TO BE DONE -
Select, from the material below, each line with "components" in it.
-- begin --
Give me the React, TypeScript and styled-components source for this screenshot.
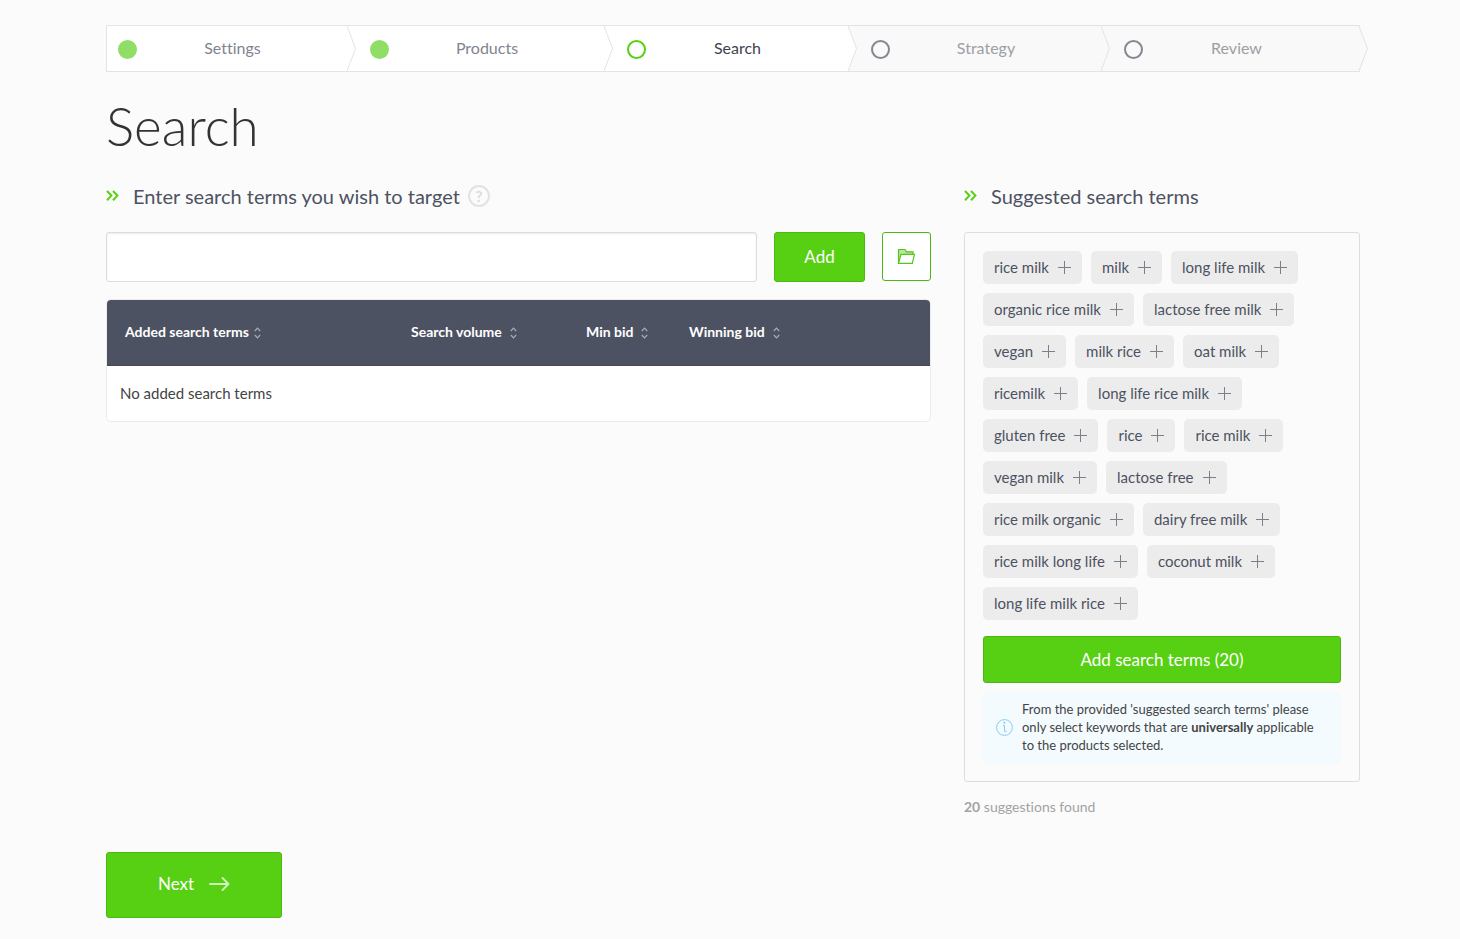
import React from "react";
import styled, { createGlobalStyle } from "styled-components";

const GlobalStyle = createGlobalStyle`
  *, *::before, *::after { box-sizing: border-box; }
  body {
    margin: 0;
    background: #fbfbfb;
    color: #333;
    font-family: Lato, "Liberation Sans", sans-serif;
    font-size: 16px;
    font-variant-ligatures: none;
  }
  button, input { font-family: inherit; font-variant-ligatures: none; }
`;

const Page = styled.main`
  padding: 25px 100px 21px 106px;
`;

/* ---- progress bar ---- */

type StepState = "done" | "current" | "todo";

const stepBackground = (s: StepState) => (s === "todo" ? "#f9f9f9" : "#fff");
const stepColor: Record<StepState, string> = {
  done: "#81848f",
  current: "#3f4350",
  todo: "#9d9fa3",
};
const markColor: Record<StepState, string> = {
  done: "#8fde66",
  current: "#57d013",
  todo: "#858793",
};

const Steps = styled.ol`
  display: grid;
  grid-template-columns: 241fr 257fr 244fr 253fr 258fr;
  margin: 0;
  padding: 0;
  list-style: none;
  border: 1px solid #e3e3e3;
  border-right: 0;
`;

const Step = styled.li<{ $state: StepState }>`
  position: relative;
  display: flex;
  align-items: center;
  height: 45px;
  padding: 0 20px 0 22px;
  background: ${(p) => stepBackground(p.$state)};
  color: ${(p) => stepColor[p.$state]};

  &:first-child { padding-left: 11px; }
  &:last-child { padding-right: 30px; }
`;

const StepMark = styled.span<{ $state: StepState }>`
  flex: none;
  width: 19px;
  height: 19px;
  margin-top: 2px;
  border: 2px solid ${(p) => markColor[p.$state]};
  border-radius: 50%;
  background: ${(p) => (p.$state === "done" ? markColor.done : "transparent")};
`;

const StepLabel = styled.span`
  flex: 1;
  padding-bottom: 2px;
  text-align: center;
  font-size: 16px;
  line-height: 20px;
`;

const StepTip = styled.svg`
  position: absolute;
  z-index: 1;
  top: 0;
  right: -9px;
  width: 10px;
  height: 45px;
`;

/* ---- headings ---- */

const Title = styled.h1`
  margin: 24px 0 28px;
  font-size: 53px;
  font-weight: 300;
  line-height: 60px;
  color: #333;
`;

const SectionHead = styled.div`
  display: flex;
  align-items: center;
  height: 24px;
  margin-bottom: 24px;
`;

const SectionTitle = styled.h2`
  margin: 0 8px 0 14px;
  font-size: 20px;
  font-weight: 400;
  line-height: 24px;
  color: #4d5262;
`;

const HelpButton = styled.button`
  width: 22px;
  height: 22px;
  padding: 0;
  border: 2px solid #e2e2e2;
  border-radius: 50%;
  background: transparent;
  color: #dcdcdc;
  font-size: 15px;
  font-weight: 700;
  line-height: 18px;
`;

const Columns = styled.div`
  display: grid;
  grid-template-columns: minmax(0, 1fr) 396px;
  column-gap: 33px;
  align-items: start;
`;

/* ---- buttons and inputs ---- */

const GreenButton = styled.button`
  display: flex;
  align-items: center;
  justify-content: center;
  padding: 0;
  border: 1px solid #4cb911;
  border-radius: 3px;
  background: #57d013;
  color: #fff;
  font-size: 17px;
  line-height: 24px;
`;

const AddButton = styled(GreenButton)`
  width: 91px;
  height: 50px;
`;

const AddAllButton = styled(GreenButton)`
  width: 100%;
  height: 47px;
`;

const NextButton = styled(GreenButton)`
  gap: 15px;
  width: 176px;
  height: 66px;
  margin-top: 36px;
  padding-bottom: 2px;
`;

const FolderButton = styled.button`
  display: flex;
  align-items: center;
  justify-content: center;
  width: 49px;
  height: 49px;
  padding: 0;
  border: 1px solid #4cb911;
  border-radius: 3px;
  background: #fff;
`;

const EntryForm = styled.form`
  display: flex;
  gap: 17px;
`;

const TermInput = styled.input`
  flex: 1;
  min-width: 0;
  height: 50px;
  padding: 0 14px;
  border: 1px solid #dcdcdc;
  border-radius: 3px;
  background: #fff;
  box-shadow: inset 0 1px 2px rgba(0, 0, 0, 0.08);
  font-size: 16px;
`;

/* ---- table ---- */

const TableFrame = styled.div`
  margin-top: 17px;
  border: 1px solid #ebebeb;
  border-radius: 5px;
  background: #fff;
  overflow: hidden;
`;

const TermTable = styled.table`
  width: 100%;
  table-layout: fixed;
  border-collapse: collapse;
`;

const HeadCell = styled.th<{ $width?: number }>`
  width: ${(p) => (p.$width ? `${p.$width}px` : "auto")};
  height: 66px;
  padding: 0 0 0 18px;
  background: #4d5262;
  box-shadow: inset 0 -1px #434756;
  text-align: left;
`;

const SortButton = styled.button<{ $tight?: boolean }>`
  display: flex;
  align-items: center;
  gap: ${(p) => (p.$tight ? 5 : 8)}px;
  padding: 0;
  border: 0;
  background: none;
  color: #fff;
  font-size: 14px;
  font-weight: 700;
  line-height: 18px;
  white-space: nowrap;
`;

const RaisedText = styled.span`
  padding-bottom: 2px;
`;

const EmptyCell = styled.td`
  height: 55px;
  padding: 0 13px 2px;
  font-size: 15px;
  color: #444;
`;

/* ---- suggestions ---- */

const Card = styled.div`
  padding: 18px 18px 17px;
  border: 1px solid #dedede;
  border-radius: 3px;
`;

const Chips = styled.ul`
  display: flex;
  flex-wrap: wrap;
  gap: 9px;
  margin: 0 0 16px;
  padding: 0;
  list-style: none;
`;

const Chip = styled.button`
  display: flex;
  align-items: center;
  gap: 9px;
  height: 33px;
  padding: 0 11px;
  border: 0;
  border-radius: 5px;
  background: #ececec;
  color: #4d5262;
  font-size: 15px;
  line-height: 20px;
`;

const Notice = styled.div`
  display: flex;
  align-items: center;
  gap: 9px;
  margin-top: 9px;
  padding: 8px 13px 10px;
  background: #f3fbff;
`;

const NoticeText = styled.p`
  margin: 0;
  font-size: 13px;
  line-height: 18px;
  color: #444;
`;

const Found = styled.p`
  margin: 16px 0 0;
  font-size: 14px;
  line-height: 18px;
  color: #a3a3a3;
`;

/* ---- icons ---- */

const DoubleChevron = () => (
  <svg width="13" height="12" viewBox="0 0 13 12" fill="none" stroke="#57d013" strokeWidth="2" aria-hidden="true">
    <path d="M1 1l4.4 4.6L1 10.200M7 1l4.400 4.600L7 10.200" />
  </svg>
);

const SortIcon = () => (
  <svg width="7" height="12" viewBox="0 0 7 12" fill="none" stroke="#a9acb5" strokeWidth="1.200" aria-hidden="true">
    <path d="M.8 4L3.500 1.200L6.200 4M.8 8L3.500 10.800L6.200 8" />
  </svg>
);

const PlusIcon = () => (
  <svg width="13" height="13" viewBox="0 0 13 13" stroke="#7b7f8a" aria-hidden="true">
    <path d="M6.500 0v13M0 6.500h13" />
  </svg>
);

const FolderIcon = () => (
  <svg width="19" height="17" viewBox="0 0 19 17" fill="none" stroke="#55c41c" strokeWidth="1.200" aria-hidden="true">
    <path d="M1.500 15V1.500h6.500l1.500 2.300h6.500v2.500" fill="#b4e89a" />
    <path d="M1.500 15.300L4 6.300h13.500l-2.200 9z" fill="#fff" />
  </svg>
);

const InfoIcon = () => (
  <svg width="17" height="17" viewBox="0 0 17 17" fill="none" stroke="#86cdec" aria-hidden="true">
    <circle cx="8.500" cy="8.500" r="7.900" />
    <path d="M7 6.500h1.500v5.900M8.500 12.400h2" />
    <circle cx="8.300" cy="3.800" r=".6" fill="#86cdec" />
  </svg>
);

const ArrowIcon = () => (
  <svg width="21" height="14" viewBox="0 0 21 14" fill="none" stroke="#d2f5bf" strokeWidth="1.800" strokeLinecap="round" strokeLinejoin="round" aria-hidden="true">
    <path d="M1 7h18.500M13.500 1l6 6l-6 6" />
  </svg>
);

const steps: { label: string; state: StepState }[] = [
  { label: "Settings", state: "done" },
  { label: "Products", state: "done" },
  { label: "Search", state: "current" },
  { label: "Strategy", state: "todo" },
  { label: "Review", state: "todo" },
];

const columns = [
  { label: "Added search terms", width: 286, tight: true },
  { label: "Search volume", width: 175 },
  { label: "Min bid", width: 103 },
  { label: "Winning bid" },
];

const suggestions = [
  "rice milk", "milk", "long life milk", "organic rice milk", "lactose free milk",
  "vegan", "milk rice", "oat milk", "ricemilk", "long life rice milk",
  "gluten free", "rice", "rice milk", "vegan milk", "lactose free",
  "rice milk organic", "dairy free milk", "rice milk long life", "coconut milk",
  "long life milk rice",
];

export default function App() {
  return (
    <Page>
      <GlobalStyle />
      <nav aria-label="Progress">
        <Steps>
          {steps.map((s) => (
            <Step key={s.label} $state={s.state} aria-current={s.state === "current" ? "step" : undefined}>
              <StepMark $state={s.state} />
              <StepLabel>{s.label}</StepLabel>
              <StepTip viewBox="0 0 10 45" aria-hidden="true">
                <path d="M-1 0H0L8.500 22.500L0 45H-1z" fill={stepBackground(s.state)} />
                <path d="M0 0L8.500 22.500L0 45" fill="none" stroke="#e3e3e3" />
              </StepTip>
            </Step>
          ))}
        </Steps>
      </nav>

      <Title>Search</Title>

      <Columns>
        <section>
          <SectionHead>
            <DoubleChevron />
            <SectionTitle id="entry-title">Enter search terms you wish to target</SectionTitle>
            <HelpButton type="button" aria-label="Help">?</HelpButton>
          </SectionHead>
          <EntryForm onSubmit={(e) => e.preventDefault()}>
            <TermInput type="text" aria-labelledby="entry-title" />
            <AddButton type="submit">Add</AddButton>
            <FolderButton type="button" aria-label="Upload search terms">
              <FolderIcon />
            </FolderButton>
          </EntryForm>
          <TableFrame>
            <TermTable>
              <thead>
                <tr>
                  {columns.map((c) => (
                    <HeadCell key={c.label} $width={c.width} scope="col">
                      <SortButton type="button" $tight={c.tight}>
                        <RaisedText>{c.label}</RaisedText>
                        <SortIcon />
                      </SortButton>
                    </HeadCell>
                  ))}
                </tr>
              </thead>
              <tbody>
                <tr>
                  <EmptyCell colSpan={4}>No added search terms</EmptyCell>
                </tr>
              </tbody>
            </TermTable>
          </TableFrame>
        </section>

        <section>
          <SectionHead>
            <DoubleChevron />
            <SectionTitle>Suggested search terms</SectionTitle>
          </SectionHead>
          <Card>
            <Chips>
              {suggestions.map((term, i) => (
                <li key={i}>
                  <Chip type="button">
                    <RaisedText>{term}</RaisedText>
                    <PlusIcon />
                  </Chip>
                </li>
              ))}
            </Chips>
            <AddAllButton type="button">Add search terms (20)</AddAllButton>
            <Notice>
              <InfoIcon />
              <NoticeText>
                From the provided 'suggested search terms' please
                <br />
                only select keywords that are <b>universally</b> applicable
                <br />
                to the products selected.
              </NoticeText>
            </Notice>
          </Card>
          <Found>
            <b>20</b> suggestions found
          </Found>
        </section>
      </Columns>

      <NextButton type="button">
        Next
        <ArrowIcon />
      </NextButton>
    </Page>
  );
}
-- end --
FINISHED ANSWER -
Give me the React, TypeScript and styled-components source for this screenshot.
import styled, { createGlobalStyle } from "styled-components";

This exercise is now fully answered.